> EXERCISE REQUIREMENTS
Pick out every line holding the string "React" and copy it.

> DATA BLOCK
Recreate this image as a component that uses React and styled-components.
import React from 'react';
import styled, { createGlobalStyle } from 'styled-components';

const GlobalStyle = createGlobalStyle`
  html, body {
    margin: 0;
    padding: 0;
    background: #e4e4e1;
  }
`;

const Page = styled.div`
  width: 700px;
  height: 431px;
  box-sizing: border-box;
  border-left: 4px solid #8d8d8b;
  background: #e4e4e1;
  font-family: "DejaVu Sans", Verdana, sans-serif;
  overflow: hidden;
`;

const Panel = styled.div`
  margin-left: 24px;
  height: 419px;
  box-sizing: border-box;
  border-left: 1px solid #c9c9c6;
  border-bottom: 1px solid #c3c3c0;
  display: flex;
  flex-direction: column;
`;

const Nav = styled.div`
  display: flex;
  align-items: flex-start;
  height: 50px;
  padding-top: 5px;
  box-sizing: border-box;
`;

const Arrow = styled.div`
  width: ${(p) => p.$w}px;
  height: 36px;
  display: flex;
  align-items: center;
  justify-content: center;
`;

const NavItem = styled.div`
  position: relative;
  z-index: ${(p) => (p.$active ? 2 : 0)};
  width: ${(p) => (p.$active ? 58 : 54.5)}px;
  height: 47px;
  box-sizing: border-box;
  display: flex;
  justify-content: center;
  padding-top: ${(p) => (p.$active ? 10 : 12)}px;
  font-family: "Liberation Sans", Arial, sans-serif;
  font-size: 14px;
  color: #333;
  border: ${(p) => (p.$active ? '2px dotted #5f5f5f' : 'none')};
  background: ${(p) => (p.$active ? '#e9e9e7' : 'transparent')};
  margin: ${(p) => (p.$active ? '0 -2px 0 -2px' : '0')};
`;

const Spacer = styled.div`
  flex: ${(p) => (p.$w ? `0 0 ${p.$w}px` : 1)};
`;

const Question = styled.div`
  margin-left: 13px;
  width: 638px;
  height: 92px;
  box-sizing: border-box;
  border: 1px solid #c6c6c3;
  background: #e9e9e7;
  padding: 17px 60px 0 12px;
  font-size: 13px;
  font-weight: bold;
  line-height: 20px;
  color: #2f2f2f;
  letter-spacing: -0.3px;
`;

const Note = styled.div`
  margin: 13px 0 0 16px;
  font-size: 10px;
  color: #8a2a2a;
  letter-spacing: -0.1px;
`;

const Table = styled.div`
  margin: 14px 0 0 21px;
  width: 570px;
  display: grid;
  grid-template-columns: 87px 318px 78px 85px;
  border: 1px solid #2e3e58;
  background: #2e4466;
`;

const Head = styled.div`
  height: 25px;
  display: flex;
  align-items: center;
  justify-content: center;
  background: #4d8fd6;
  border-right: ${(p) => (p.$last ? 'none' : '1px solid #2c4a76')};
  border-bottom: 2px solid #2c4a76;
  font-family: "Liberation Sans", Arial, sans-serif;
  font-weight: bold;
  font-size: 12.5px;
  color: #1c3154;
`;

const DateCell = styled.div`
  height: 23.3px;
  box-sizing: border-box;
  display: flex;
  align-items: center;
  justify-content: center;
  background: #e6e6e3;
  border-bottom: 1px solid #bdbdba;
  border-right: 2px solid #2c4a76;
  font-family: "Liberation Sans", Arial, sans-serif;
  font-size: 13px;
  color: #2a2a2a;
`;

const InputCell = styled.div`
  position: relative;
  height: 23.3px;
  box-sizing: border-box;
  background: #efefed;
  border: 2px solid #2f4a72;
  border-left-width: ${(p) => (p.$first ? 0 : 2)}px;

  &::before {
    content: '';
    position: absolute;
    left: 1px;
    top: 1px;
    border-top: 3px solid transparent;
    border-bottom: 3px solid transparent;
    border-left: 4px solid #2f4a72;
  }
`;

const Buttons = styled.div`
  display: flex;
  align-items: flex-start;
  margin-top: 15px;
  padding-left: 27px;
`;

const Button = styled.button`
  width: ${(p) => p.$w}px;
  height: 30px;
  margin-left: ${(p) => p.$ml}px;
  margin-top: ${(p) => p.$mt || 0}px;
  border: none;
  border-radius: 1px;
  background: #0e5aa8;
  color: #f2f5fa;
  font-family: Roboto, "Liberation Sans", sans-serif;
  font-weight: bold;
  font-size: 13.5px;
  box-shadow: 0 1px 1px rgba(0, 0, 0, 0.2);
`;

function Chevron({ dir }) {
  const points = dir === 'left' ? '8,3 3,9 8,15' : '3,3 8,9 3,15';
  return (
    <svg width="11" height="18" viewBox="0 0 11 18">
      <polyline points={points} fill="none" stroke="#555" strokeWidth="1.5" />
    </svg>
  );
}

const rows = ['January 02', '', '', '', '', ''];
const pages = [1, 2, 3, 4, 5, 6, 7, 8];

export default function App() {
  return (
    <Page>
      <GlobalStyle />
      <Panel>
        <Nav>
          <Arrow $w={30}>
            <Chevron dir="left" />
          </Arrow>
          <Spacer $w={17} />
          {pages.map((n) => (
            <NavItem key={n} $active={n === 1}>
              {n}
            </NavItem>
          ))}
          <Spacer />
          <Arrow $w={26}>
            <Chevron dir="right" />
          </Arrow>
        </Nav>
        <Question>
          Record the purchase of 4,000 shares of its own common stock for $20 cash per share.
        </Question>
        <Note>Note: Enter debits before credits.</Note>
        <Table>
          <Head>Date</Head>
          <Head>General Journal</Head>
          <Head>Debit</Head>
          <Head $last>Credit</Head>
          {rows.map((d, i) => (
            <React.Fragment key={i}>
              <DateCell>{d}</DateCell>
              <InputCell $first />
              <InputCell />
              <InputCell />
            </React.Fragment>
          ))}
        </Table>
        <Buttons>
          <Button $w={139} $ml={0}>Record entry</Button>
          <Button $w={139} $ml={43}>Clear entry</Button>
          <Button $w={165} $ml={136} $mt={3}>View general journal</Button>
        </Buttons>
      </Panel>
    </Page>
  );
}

> EXERCISE SOLUTION
Recreate this image as a component that uses React and styled-components.
import React from 'react';
            <React.Fragment key={i}>
            </React.Fragment>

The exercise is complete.